I2C bus has become one of the most important microcontroller subsystem used for interfacing various IC devices with microcontroller. It is unique for its ability to maximize hardware efficiency & circuit simplicity. The I2C bus uses only 2-bidirectional data lines for communicating with the microcontroller. This bus is called Inter IC or I2C bus. All I2C-bus compatible devices incorporate an on-chip interface which allows them to communicate directly with each other via I2C-bus. I2C protocol specification can support up to 128 devices attached to the same bus. Today many I2C IC devices available in the market such as Serial EEPROM, I/O Expander, RTC, ADC, DAC, Sensors etc.

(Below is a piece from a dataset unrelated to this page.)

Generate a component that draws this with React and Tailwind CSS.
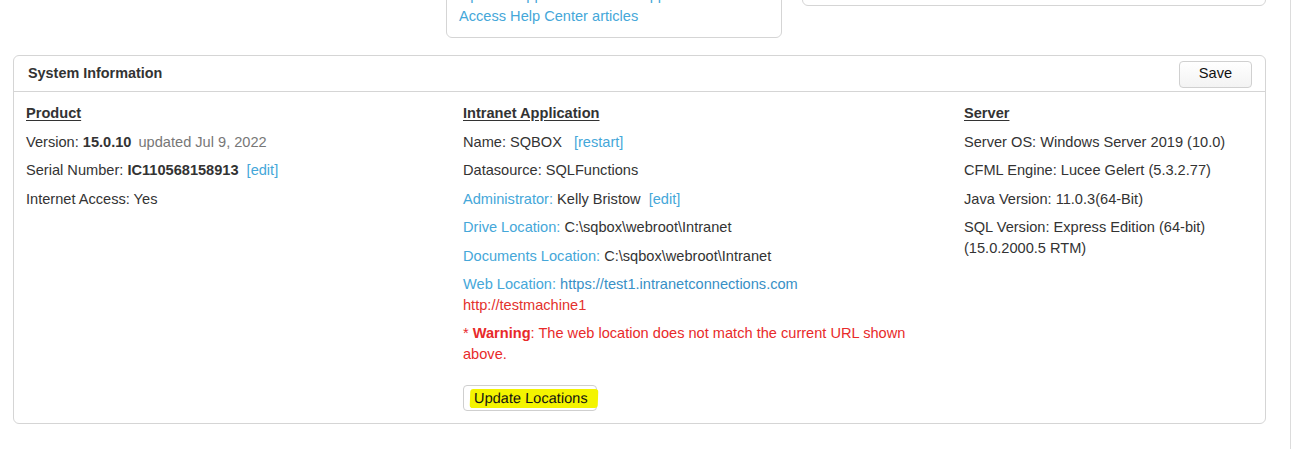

Typical_I2C_Master_Slave_Connection
Typical I2C Master Slave Connection

The I2C protocol uses master and slave method, the master which is in most cases a microcontroller while the slave can be any I2C device such as Serial EEPROM, RTC etc. The I2C protocol uses only two signals: clock and data. The Clock referred as SCL (Serial Clock) while data is referred as SDA (Serial Data).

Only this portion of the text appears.